To address this challenge, data fusion methods have been developed in various fields focusing on specific problems of interest, e.g., missing link prediction in recommender systems (Ma et al., 2008), and clustering/community detection in social network analysis (Banerjee et al., 2007; Lin et al., 2009). Data fusion has also been studied in metabolomics mostly with a goal of capturing the underlying patterns in data (Smilde et al., 2003) and using the extracted patterns for prediction of a specific condition (Doeswijk et al., 2011) (see Richards et al., 2010) for a comprehensive review on data fusion in omics).
Matrix factorizations are the common tools in data fusion studies in different fields. An effective way of jointly analyzing data from multiple sources is to represent data from different sources as a collection of matrices. Subsequently, this collection of matrices can be jointly analyzed using collective matrix factorization methods (Long et al., 2006; Singh & Gordon, 2008).
Nevertheless, applicability of available data fusion techniques is limited when the goal is to identify a limited number of variables, e.g., a few metabolites as potential biomarkers. Matrix factorization methods, without specific constraints on the factors, would reveal dense patterns, which are difficult to interpret. Therefore, motivated by the applications in metabolomics, in this paper, we formulate data fusion as a coupled matrix factorization model with penalties to enforce sparsity on the factors in order to capture sparse patterns. Our contributions in this paper can be summarized as follows:
Formulating a coupled matrix factorization model with penalties to impose sparsity on factor matrices;
Developing a gradient-based optimization algorithm for solving the smooth approximation of the coupled matrix factorization problem with sparsity penalties, which we call CMF-SPOPT (Coupled Matrix Factorization with SParse OPTimization);
Demonstrating the effectiveness of CMF-SPOPT in terms of capturing the underlying sparse patterns in data using simulations;
Assessing the sensitivity of the proposed approach to different penalty parameters;
Identifying potential apple biomarkers based on joint analysis of metabolomics data sets collected on blood samples of a group of rats.

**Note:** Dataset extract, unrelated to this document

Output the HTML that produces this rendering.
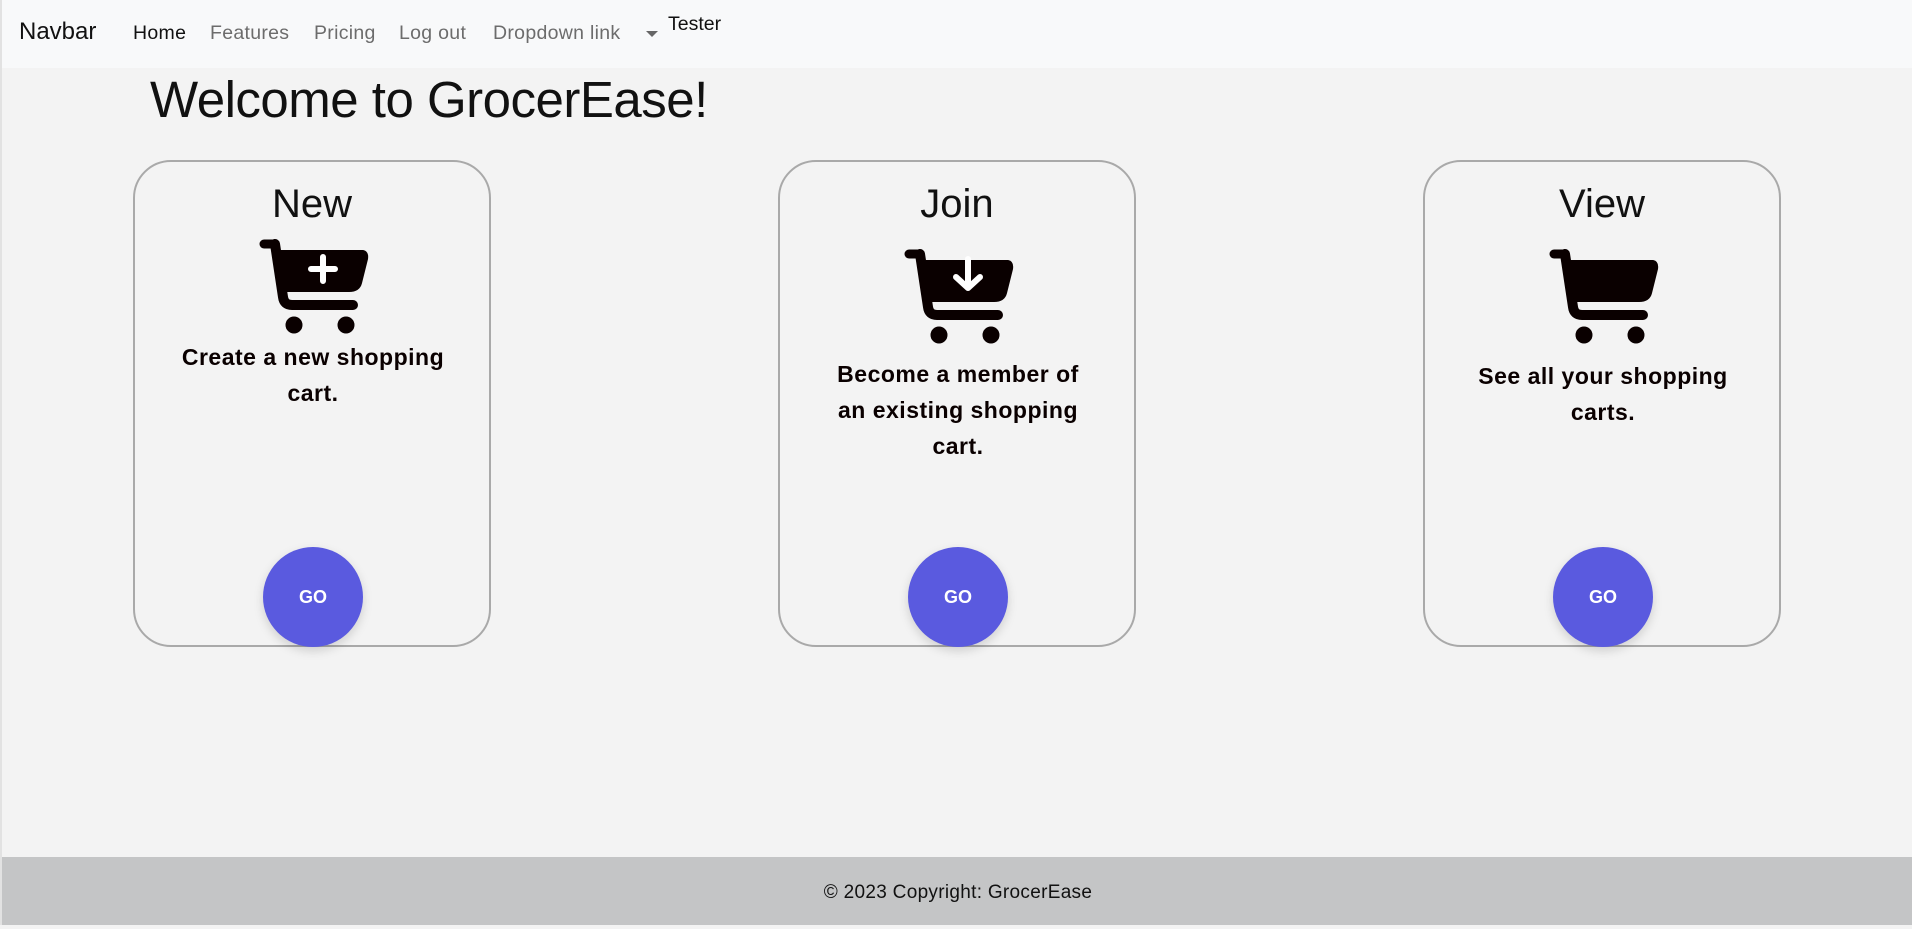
<!DOCTYPE html>
<html><head><meta charset="utf-8">
<style>
*{margin:0;padding:0;box-sizing:border-box}
body{width:1912px;height:925px;background:#f3f3f3;font-family:"Liberation Sans",sans-serif;position:relative;overflow:hidden;border-left:2px solid #e2e2e2}
.nav{position:absolute;left:0;top:0;width:1912px;height:68px;background:#f8f9fa}
.brand{position:absolute;left:17px;top:18px;font-size:24px;color:#111}
.link{position:absolute;top:22px;font-size:19.5px;color:#6c6c6c;letter-spacing:0.3px}
h1{position:absolute;left:148px;top:70px;font-size:51px;font-weight:normal;color:#111;letter-spacing:-0.5px}
.card{position:absolute;top:160px;width:358px;height:487px;border:2px solid #a9a9a9;border-radius:38px}
.card h2{position:absolute;left:0;width:100%;top:20px;text-align:center;font-size:40px;font-weight:normal;color:#111}
.card svg{position:absolute;left:124px}
.card p{position:absolute;left:40px;width:276px;text-align:center;font-weight:bold;font-size:23px;line-height:36px;color:#0a0000;letter-spacing:0.5px}
.go{position:absolute;left:128px;top:385px;width:100px;height:100px;border-radius:50%;background:#5a5adf;color:#fff;font-weight:bold;font-size:18px;text-align:center;line-height:100px;box-shadow:0 4px 10px rgba(0,0,0,.15)}
.foot{position:absolute;left:0;top:857px;width:1912px;height:68px;background:#c4c5c6;text-align:center;line-height:72px;font-size:19px;color:#111;letter-spacing:0.3px}
</style></head><body>
<div class="nav">
<span class="brand">Navbar</span>
<span class="link" style="left:131px;color:#111">Home</span>
<span class="link" style="left:208px">Features</span>
<span class="link" style="left:312px">Pricing</span>
<span class="link" style="left:397px">Log out</span>
<span class="link" style="left:491px">Dropdown link</span>
<span style="position:absolute;left:644px;top:31px;border-left:6px solid transparent;border-right:6px solid transparent;border-top:6px solid #666"></span>
<span style="position:absolute;left:666px;top:13px;font-size:19.5px;color:#111">Tester</span>
</div>
<h1>Welcome to GrocerEase!</h1>

<div class="card" style="left:131px">
<h2>New</h2>
<svg style="top:77px" width="110" height="96" viewBox="0 0 110 96">
<g fill="#0a0000" stroke="#0a0000" stroke-linecap="round" stroke-linejoin="round">
<line x1="5" y1="5" x2="16" y2="5" stroke-width="9"/>
<path d="M16 5 L24 58 Q25 66 33 66 L94 66" fill="none" stroke-width="10"/>
<path d="M18 12 L104 12 Q109 13 108 20 L102 44 Q100 52 90 52 L26 52 Z" stroke-width="2"/>
<circle cx="35" cy="86" r="8"/><circle cx="87" cy="86" r="8"/>
</g>
<path d="M64 18 V42 M52 30 H76" stroke="#fff" stroke-width="6" stroke-linecap="round"/>
</svg>
<p style="top:177px">Create a new shopping cart.</p>
<div class="go">GO</div>
</div>

<div class="card" style="left:776px">
<h2>Join</h2>
<svg style="top:87px" width="110" height="96" viewBox="0 0 110 96">
<g fill="#0a0000" stroke="#0a0000" stroke-linecap="round" stroke-linejoin="round">
<line x1="5" y1="5" x2="16" y2="5" stroke-width="9"/>
<path d="M16 5 L24 58 Q25 66 33 66 L94 66" fill="none" stroke-width="10"/>
<path d="M18 12 L104 12 Q109 13 108 20 L102 44 Q100 52 90 52 L26 52 Z" stroke-width="2"/>
<circle cx="35" cy="86" r="8"/><circle cx="87" cy="86" r="8"/>
</g>
<path d="M64 10 V38 M52 28 L64 39 L76 28" fill="none" stroke="#fff" stroke-width="6" stroke-linecap="round" stroke-linejoin="round"/>
</svg>
<p style="top:194px">Become a member of<br>an existing shopping<br>cart.</p>
<div class="go">GO</div>
</div>

<div class="card" style="left:1421px">
<h2>View</h2>
<svg style="top:87px" width="110" height="96" viewBox="0 0 110 96">
<g fill="#0a0000" stroke="#0a0000" stroke-linecap="round" stroke-linejoin="round">
<line x1="5" y1="5" x2="16" y2="5" stroke-width="9"/>
<path d="M16 5 L24 58 Q25 66 33 66 L94 66" fill="none" stroke-width="10"/>
<path d="M18 12 L104 12 Q109 13 108 20 L102 44 Q100 52 90 52 L26 52 Z" stroke-width="2"/>
<circle cx="35" cy="86" r="8"/><circle cx="87" cy="86" r="8"/>
</g>
</svg>
<p style="top:196px">See all your shopping<br>carts.</p>
<div class="go">GO</div>
</div>

<div class="foot">© 2023 Copyright: GrocerEase</div>
</body></html>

This is an extended version of our previous study (Acar et al., 2012), where we have imposed the same level of sparsity on coupled data sets. In this paper, we also demonstrate that the proposed approach extends to different levels of sparsity in coupled data sets and can accurately capture the underlying sparse factors using different sparsity penalties for different data sets. Furthermore, through illustrative examples on real metabolomics data sets, we demonstrate the strengths and weaknesses of CMF-SPOPT.